EGU25-15930, updated on 15 Mar 2025
https://doi.org/10.5194/egusphere-egu25-15930
EGU General Assembly 2025
© Author(s) 2025. This work is distributed under
the Creative Commons Attribution 4.0 License.
Poster | Thursday, 01 May, 10:45–12:30 (CEST), Display time Thursday, 01 May, 08:30–12:30
 
Hall X5, X5.161
Navigating systemic risk
Pia-Johanna Schweizer1 and Sirkku Juhola2
Pia-Johanna Schweizer and Sirkku Juhola
  • 1RIFS Research Institute for Sustainability at GFZ, Potsdam, Germany (pia-johanna.schweizer@rifs-potsdam.de)
  • 2Faculty of Biological and Environmental Sciences, University of Helsinki, Helsinki, Finland (sirrku.juhola@helsinki.fi)
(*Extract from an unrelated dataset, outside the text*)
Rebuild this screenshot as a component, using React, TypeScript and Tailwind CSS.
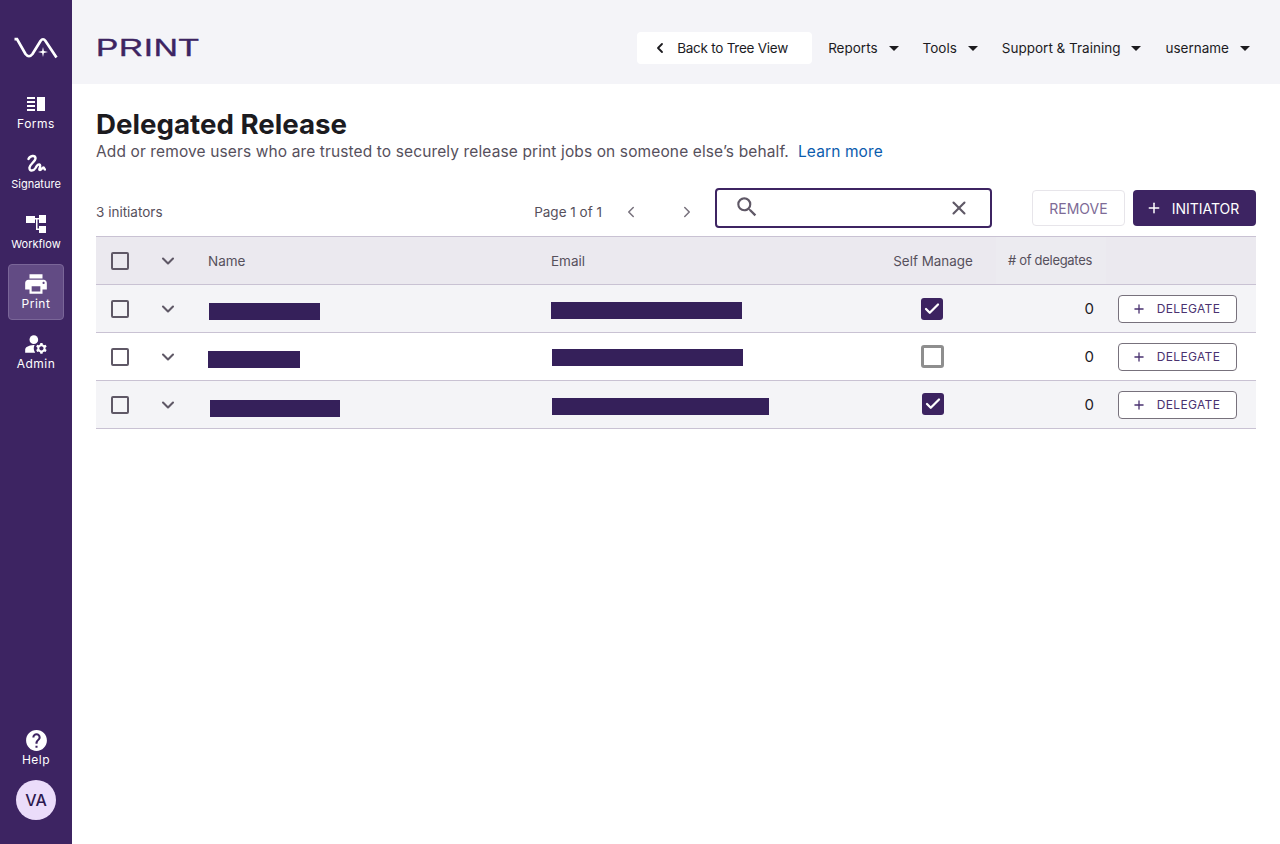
import { ChevronDown, ChevronLeft, ChevronRight, Plus, X, Check } from 'lucide-react'
import { MdPrint, MdHelp, MdManageAccounts, MdSearch } from 'react-icons/md'
import type { ReactNode } from 'react'

function FormsIcon() {
  return (
    <svg width="20" height="16" viewBox="0 0 20 16" fill="white">
      <rect x="1" y="1" width="8" height="2" />
      <rect x="1" y="5" width="8" height="2" />
      <rect x="1" y="9" width="8" height="2" />
      <rect x="1" y="13" width="8" height="2" />
      <rect x="11" y="1" width="8" height="14" />
    </svg>
  )
}

function SignatureIcon() {
  return (
    <svg width="20" height="20" viewBox="0 0 20 20" fill="none" stroke="white" strokeWidth="2.4" strokeLinecap="round" strokeLinejoin="round">
      <path d="M2.500 5C4 1.500 9 1 9.500 4C10 7 4 10 3.500 13.500C3 17.500 7.500 17.500 9.500 14C11 11 13 9.500 14 11C15 13 12 16 14 16C15.500 16 16 13.500 17.500 13.500C18.500 13.500 18 15.500 19 15.500" />
    </svg>
  )
}

function WorkflowIcon() {
  return (
    <svg width="20" height="18" viewBox="0 0 20 18" fill="white">
      <rect x="0" y="1" width="9" height="7" />
      <rect x="13" y="0" width="7" height="8" />
      <rect x="13" y="11" width="7" height="7" />
      <path d="M9 3h4v1.500h-1.500v9H13V15h-3V4.500H9z" />
    </svg>
  )
}

function VaLogo() {
  return (
    <svg width="46" height="22" viewBox="0 0 46 22" fill="none">
      <path d="M1.500 2.200H4L12.500 17Q16 21.500 19.500 17L27.500 4Q30 .5 32.500 4L43.500 20.500" stroke="white" strokeWidth="2.700" />
      <path d="M30 10L30.900 14.100L35 15L30.900 15.900L30 20L29.100 15.900L25 15L29.100 14.100Z" fill="white" />
    </svg>
  )
}

function NavItem({ icon, label, active, small }: { icon: ReactNode; label: string; active?: boolean; small?: boolean }) {
  return (
    <div className={`flex h-14 w-14 flex-col items-center rounded border pt-[9px] ${active ? 'border-[#7a6698] bg-[#624b84]' : 'border-transparent'}`}>
      <div className="flex h-5 items-center justify-center">{icon}</div>
      <span className={`mt-[2px] leading-4 text-white ${small ? 'text-[11px]' : 'text-[12px] tracking-[0.5px]'}`}>{label}</span>
    </div>
  )
}

function Caret() {
  return <span className="ml-[11px] h-0 w-0 border-x-[5px] border-t-[5px] border-x-transparent border-t-[#1c1b1f]" />
}

function MenuItem({ label }: { label: string }) {
  return (
    <div className="flex items-center text-[13.5px] text-[#1c1b1f]">
      {label}
      <Caret />
    </div>
  )
}

function Box({ color = 'border-[#5f5866]' }: { color?: string }) {
  return <div className={`h-[18px] w-[18px] rounded-[2px] border-2 ${color}`} />
}

function SelfBox({ checked, nudge }: { checked: boolean; nudge?: string }) {
  if (checked) {
    return (
      <div className={`flex h-[22px] w-[22px] items-center justify-center rounded-[3px] bg-[#3c2360] ${nudge}`}>
        <Check size={18} color="white" strokeWidth={3} />
      </div>
    )
  }
  return <div className="mr-[1px] h-[23px] w-[23px] rounded-[3px] border-[3px] border-[#8e8e8e]" />
}

const rows = [
  { nameW: 'w-[111px]', nameCls: 'mt-[6px] ml-[1px]', emailW: 'w-[191px]', emailCls: 'mt-[4px]', self: true, nudge: 'mr-[2px]', bg: 'bg-[#f4f4f7]' },
  { nameW: 'w-[92px]', nameCls: 'mt-[6px]', emailW: 'w-[191px]', emailCls: 'mt-[2px] ml-[1px]', self: false, nudge: '', bg: 'bg-white' },
  { nameW: 'w-[130px]', nameCls: 'mt-[8px] ml-[2px]', emailW: 'w-[217px]', emailCls: 'mt-[4px] ml-[1px]', self: true, nudge: 'mb-[2px]', bg: 'bg-[#f4f4f7]' },
]

const gridCols = 'grid grid-cols-[48px_48px_343px_343px_110px_118px_1fr] items-center'

export default function App() {
  return (
    <div className="flex min-h-[844px] bg-white font-['Inter',sans-serif]">
      {/* Sidebar */}
      <aside className="flex w-[72px] shrink-0 flex-col items-center bg-[#3d2462] pb-[24px]">
        <div className="flex h-[84px] w-full items-center justify-center pt-3">
          <VaLogo />
        </div>
        <div className="flex flex-col gap-1">
          <NavItem icon={<FormsIcon />} label="Forms" />
          <NavItem icon={<SignatureIcon />} label="Signature" small />
          <NavItem icon={<WorkflowIcon />} label="Workflow" small />
          <NavItem icon={<MdPrint size={26} color="white" />} label="Print" active />
          <NavItem icon={<MdManageAccounts size={26} color="white" />} label="Admin" />
        </div>
        <div className="mt-auto flex flex-col items-center">
          <NavItem icon={<MdHelp size={25} color="white" />} label="Help" />
          <div className="mt-1 flex h-10 w-10 items-center justify-center rounded-full bg-[#ebdcfa] text-base font-medium text-[#2e1a4f]">VA</div>
        </div>
      </aside>

      <div className="min-w-0 flex-1">
        {/* Header */}
        <header className="flex h-[84px] items-center justify-between bg-[#f4f4f8] pl-6 pr-[30px] pt-3">
          <span className="origin-left scale-x-[1.45] font-['Liberation_Sans',sans-serif] text-[23px] leading-none tracking-[0.5px] text-[#3d2462] [-webkit-text-stroke:0.4px_#3d2462]">PRINT</span>
          <div className="flex items-center">
            <div className="flex h-8 w-[175px] items-center rounded bg-white pl-[15px] text-[13.5px] tracking-[-0.25px] text-[#1c1b1f]">
              <ChevronLeft size={16} strokeWidth={2.75} className="mr-[9px]" />
              Back to Tree View
            </div>
            <div className="ml-4 flex items-center gap-6">
              <MenuItem label="Reports" />
              <MenuItem label="Tools" />
              <MenuItem label="Support & Training" />
              <MenuItem label="username" />
            </div>
          </div>
        </header>

        <main className="px-6">
          <h1 className="mt-[22px] text-[27.7px] font-bold leading-[36px] text-[#1c1b1f]">Delegated Release</h1>
          <p className="text-[15.5px] leading-[20px] tracking-[0.12px] text-[#56505c]">
            Add or remove users who are trusted to securely release print jobs on someone else’s behalf.
            <span className="ml-[9px] text-[#0b5cad]">Learn more</span>
          </p>

          {/* Toolbar */}
          <div className="mt-[26px] flex h-10 items-center">
            <span className="pt-[8px] text-[13.5px] text-[#56505c]">3 initiators</span>
            <span className="ml-auto pt-[8px] text-[13.5px] text-[#56505c]">Page 1 of 1</span>
            <ChevronLeft size={18} className="ml-5 mt-[8px] text-[#77717c]" />
            <ChevronRight size={18} className="ml-[38px] mr-[-1px] mt-[8px] text-[#77717c]" />
            <div className="ml-5 flex h-10 w-[277px] items-center rounded border-2 border-[#3d2462] bg-white pl-[17px] pr-[20px]">
              <MdSearch size={26} className="mt-[-2px] text-[#5f5866]" />
              <X size={22} strokeWidth={2.25} className="ml-auto text-[#5f5866]" />
            </div>
            <div className="ml-10 flex h-9 w-[93px] items-center justify-center rounded border border-[#e7e5ea] text-[14px] text-[#7d6b96]">REMOVE</div>
            <div className="ml-2 flex h-9 w-[123px] items-center justify-center rounded bg-[#3d2462] pr-[4px] text-[14px] text-white">
              <Plus size={16} strokeWidth={2.25} className="mr-[10px]" />
              INITIATOR
            </div>
          </div>

          {/* Table */}
          <div className="mt-2 border-t border-[#c9c2d3]">
            <div className={`${gridCols} h-12 border-b border-[#c9c2d3] bg-[#ebe9ef] text-[13.5px] text-[#56505c]`}>
              <div className="flex justify-center"><Box /></div>
              <div className="flex justify-center"><ChevronDown size={20} strokeWidth={2.5} className="text-[#5f5866]" /></div>
              <div className="pl-4 pt-[1px]">Name</div>
              <div className="pl-4 pt-[1px]">Email</div>
              <div className="pt-[1px] text-center text-[13.4px]">Self Manage</div>
              <div className="ml-2 flex h-full items-center justify-end bg-[#ecebf0] pr-[14px] text-[13px] tracking-[-0.3px]">
                <span className="whitespace-nowrap">#&nbsp;of delegates</span>
              </div>
              <div />
            </div>
            {rows.map((row, i) => (
              <div key={i} className={`${gridCols} h-12 border-b border-[#c9c2d3] ${row.bg}`}>
                <div className="flex justify-center"><Box /></div>
                <div className="flex justify-center"><ChevronDown size={20} strokeWidth={2.5} className="text-[#5f5866]" /></div>
                <div className="pl-4">
                  <div className={`h-[17px] bg-[#35205a] ${row.nameW} ${row.nameCls}`} />
                </div>
                <div className="pl-4">
                  <div className={`h-[17px] bg-[#35205a] ${row.emailW} ${row.emailCls}`} />
                </div>
                <div className="flex justify-center"><SelfBox checked={row.self} nudge={row.nudge} /></div>
                <div className="pr-3 pt-[1px] text-right text-[15px] text-[#1c1b1f]">0</div>
                <div className="pl-3">
                  <div className="flex h-7 w-[119px] items-center justify-center rounded border border-[#77717c] bg-white pr-[3px] pt-[1px] text-[12px] tracking-[0.35px] text-[#4a3270]">
                    <Plus size={14} strokeWidth={2.25} className="mr-[11px]" />
                    DELEGATE
                  </div>
                </div>
              </div>
            ))}
          </div>
        </main>
      </div>
    </div>
  )
}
In many risk domains, such as occupational health and safety, transportation, and food safety, modern risk governance is a success story. Despite these advancements, risk governance still struggles with systemic risk in the context of extreme climate and weather events, associated disasters and emergent risks. Systemic risk affects entire systems on which society depends, such as the health care system or the energy system. Systemic risk can be defined as “the risk or probability of breakdowns in an entire system, as opposed to breakdowns in individual parts or components” (Kaufman & Scott, 2003, p. 371). Connectivity between systems is the key enabler for systemic risk to manifest through cascading effects. Systemic risks originate and evolve in the nexus of tightly-coupled dynamic systems. The convergence of systemic risks with conventional risks as well as one systemic risk with another systemic risk challenges the established modes of risk analysis and governance that still rest to a large extent on differentiation and compartmentalisation.

Governance of systemic risk is concerned with the analysis of tightly coupled systems, their various interdependencies, and the resulting dynamics. Risk analysis here investigates feedback mechanisms between components of a system at the intra-system level and at the interaction with other systems at the inter-system level which result in transboundary cascading effects. In addition, governance of systemic risk is also concerned with procedural considerations of governance. Tentative, experimentalist and adaptive governance concepts, together with inclusive risk governance approaches, provide stepping stones for governance of systemic risks.

The presentation will analyse the governance challenges around systemic risk relating to issues of complexity, uncertainty, and ambiguity. Based on an extensive literature review and drawing on the case studies of the COVID-19 pandemic and climate change, a risk governance framework for systemic risks will be proposed that aims to address these challenges.